Schwäbische Zeitung (Riedlingen)
Sie sind schneller als der Notarzt
„Helfer vor Ort“des DRK überbrücken die Zeit bis zum Eintreffen von Rettungsdienst und Notarzt
(gem) - Bei einem Verkehrsunfall oder einem medizinischen Notfall zu Hause geht es manchmal um jede Minute. Um die Zeit bis zum Eintreffen von Rettungsdienst und Notarzt zu überbrücken, gibt es verteilt über das gesamte Gebiet des Landkreises Biberach seit 15 Jahren die „Helfer vor Ort“des Deutschen Roten Kreuzes (DRK).
Wolfram Ott aus Stafflangen und Martin Schniertshauer aus Reinstetten sind zwei der rund 150 Helfer vor Ort, die das DRK im Kreis Biberach hat. Beide sind von Beruf Rettungsassistent und seit mehreren Jahren ehrenamtlich im Helferprogramm mit dabei. Neben den „Profis“wie Ott und Schniertshauer wird der Großteil der Helfer vor Ort von Ehrenamtlichen aus den DRK-Bereitschaften in den Kreisgemeinden gestellt, sagt DRKKreisgeschäftsführer Michael Mutschler.
Der Ansatz für die „Helfer vor Ort“stammt aus den USA. „Dort gibt es seit rund 25 Jahren die sogenannten First Responder“, sagt Mutschler. „Sie eilen zum Einsatzort und leisten Hilfe bis zum Eintreffen des Rettungsdiensts, der in vielen Teilen der USA einen längeren Anfahrtsweg hat.“
Im Kleinen lässt sich dieses Prinzip auf den Flächenlandkreis Biberach übertragen. „Sobald bei uns in der Leitstelle ein Blaulichteinsatz für Rettungsdienst und Notarzt ansteht, werden automatisch die Helfer vor Ort alarmiert, die im nahen Umkreis der Einsatzstelle wohnen“, sagt Mutschler. Diese fahren dann mit ihrem Privatauto los oder können im Idealfall zu Fuß zum Einsatz in ihre Nachbarschaft eilen.

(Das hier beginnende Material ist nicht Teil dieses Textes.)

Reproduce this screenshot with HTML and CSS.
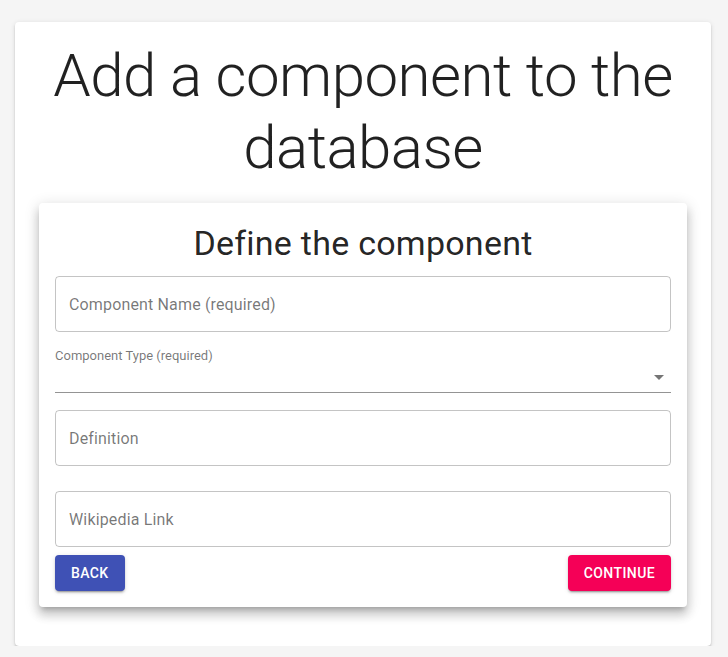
FILE: index.html
```html
<!DOCTYPE html>
<html lang="en">
<head>
<meta charset="utf-8">
<title>Add a component</title>
<link rel="stylesheet" href="styles.css">
</head>
<body>
<div class="page">
  <div class="outer-card">
    <h1 class="page-title">Add a component to the database</h1>
    <div class="inner-card">
      <h2 class="form-title">Define the component</h2>
      <div class="field field-first"><span class="placeholder">Component Name (required)</span></div>
      <div class="select">
        <div class="select-label">Component Type (required)</div>
        <div class="select-row">
          <svg class="arrow" width="24" height="24" viewBox="0 0 24 24"><path d="M7 10l5 5 5-5z" fill="rgba(0,0,0,0.54)"/></svg>
        </div>
      </div>
      <div class="field field-def"><span class="placeholder">Definition</span></div>
      <div class="field field-wiki"><span class="placeholder">Wikipedia Link</span></div>
      <div class="actions">
        <button class="btn btn-back">Back</button>
        <button class="btn btn-continue">Continue</button>
      </div>
    </div>
  </div>
</div>
</body>
</html>
```

FILE: styles.css
```css
html, body {
  margin: 0;
  padding: 0;
  background: #f5f5f5;
  font-family: Roboto, "Liberation Sans", sans-serif;
  color: rgba(0, 0, 0, 0.87);
}

.page {
  padding: 22px 17px 0 15px;
}

.outer-card {
  background: #fff;
  border-radius: 4px;
  box-shadow: 0 3px 1px -2px rgba(0,0,0,0.2), 0 2px 2px 0 rgba(0,0,0,0.14), 0 1px 5px 0 rgba(0,0,0,0.12);
  padding: 18px 24px 39px;
  height: 624px;
  box-sizing: border-box;
}

.page-title {
  margin: 0;
  font-size: 60px;
  font-weight: 300;
  line-height: 72px;
  text-align: center;
  letter-spacing: -0.55px;
}

.inner-card {
  margin-top: 19px;
  background: #fff;
  border-radius: 4px;
  box-shadow: 0 5px 5px -3px rgba(0,0,0,0.2), 0 8px 10px 1px rgba(0,0,0,0.14), 0 3px 14px 2px rgba(0,0,0,0.12);
  padding: 19px 16px 16px;
}

.form-title {
  margin: 0;
  font-size: 34px;
  font-weight: 400;
  line-height: 42px;
  text-align: center;
  letter-spacing: 0.25px;
}

.field {
  height: 56px;
  box-sizing: border-box;
  border: 1px solid rgba(0, 0, 0, 0.23);
  border-radius: 4px;
  display: flex;
  align-items: center;
  padding: 0 13px;
}

.field-first { margin-top: 12px; }
.field-def { margin-top: 17px; }
.field-wiki { margin-top: 25px; }

.placeholder {
  font-size: 16px;
  letter-spacing: 0.15px;
  color: rgba(0, 0, 0, 0.54);
}

.select {
  margin-top: 16px;
}

.select-label {
  padding-top: 1px;
  font-size: 13px;
  line-height: 13px;
  color: rgba(0, 0, 0, 0.54);
}

.select-row {
  height: 31px;
  box-sizing: border-box;
  border-bottom: 1px solid rgba(0, 0, 0, 0.42);
  display: flex;
  justify-content: flex-end;
  align-items: center;
}

.arrow {
  display: block;
}

.actions {
  margin-top: 8px;
  display: flex;
  justify-content: space-between;
}

.btn {
  height: 36px;
  border: none;
  border-radius: 4px;
  padding: 0 16px;
  font-family: Roboto, "Liberation Sans", sans-serif;
  font-size: 14px;
  font-weight: 500;
  letter-spacing: 0.4px;
  text-transform: uppercase;
  color: #fff;
  box-shadow: 0 3px 1px -2px rgba(0,0,0,0.2), 0 2px 2px 0 rgba(0,0,0,0.14), 0 1px 5px 0 rgba(0,0,0,0.12);
}

.btn-back { background: #3f51b5; }
.btn-continue { background: #f50057; }
```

Kürzeres therapiefreies Intervall
Ziel ist es, das sogenannte therapiefreie Intervall so kurz wie möglich zu halten. Dabei ist es egal, ob es um einen Schlaganfall, einen Sturz zu Hause, einen Arbeitsunfall oder um eine stark blutende Schnittverletzung geht. So können die „Helfer vor Ort“beispielsweise bei einem Herz-Kreislauf-Stillstand bereits lebensrettende Maßnahmen ergreifen, noch bevor der Rettungsdienst eintrifft. Das können andere Ersthelfer oder Familienangehörige natürlich auch. „Oft tun sie sich aber schwer damit, bestimmte Situationen richtig einzuschätzen“, sagt Mutschler. „Unsere Helfer vor Ort verfügen alle über eine gute Ausbildung und sind außerdem in der Lage, bei der Leitstelle die adäquaten Rettungsmittel anzufordern und eine fundierte Meldung an den Rettungsdienst oder den Notarzt abzugeben, wenn dieser am Einsatzort eintrifft“, sagt Mutschler. Wenn Unterstützung gebraucht wird, helfen sie auch danach noch weiter mit.
Ein entscheidender Vorteil, den die „Helfer vor Ort“gegenüber anderen Ersthelfern haben, ist ihre Ausstattung. Die geht weit über das hinaus, was sich in der Hausapotheke oder im Verbandskasten im Auto befindet. Neben Beatmungsbeutel oder Blutdruckmessgerät haben die „Helfer vor Ort“diverses Verbandsmaterial dabei, einige außerdem auch Blutzuckermessgerät, Infusionen und sogar einen Defibrillator. „Diese Ausstattung wird nicht über öffentliche Gelder finanziert“, sagt Mutschler. „Das müssen die DRK-Bereitschaften zum Teil über Spenden selbst erwirtschaften. Manche Helfer kaufen die Ausstattung sogar auf eigene Rechnung.“
9000 Notfallereignisse im Jahr
Bei rund 9000 Notfallereignissen, die es pro Jahr im Landkreis gibt, kann jeder in die Situation kommen, dass er von der Schnelligkeit und dem professionellen Wissen und der Ausrüstung der „Helfer vor Ort“profitiert. „Nicht bei jedem Einsatz geht es um Sekunden oder Minuten, aber in einigen Fällen hat es echt geholfen, dass wir richtig schnell vor Ort waren“, sagt Wolfram Ott.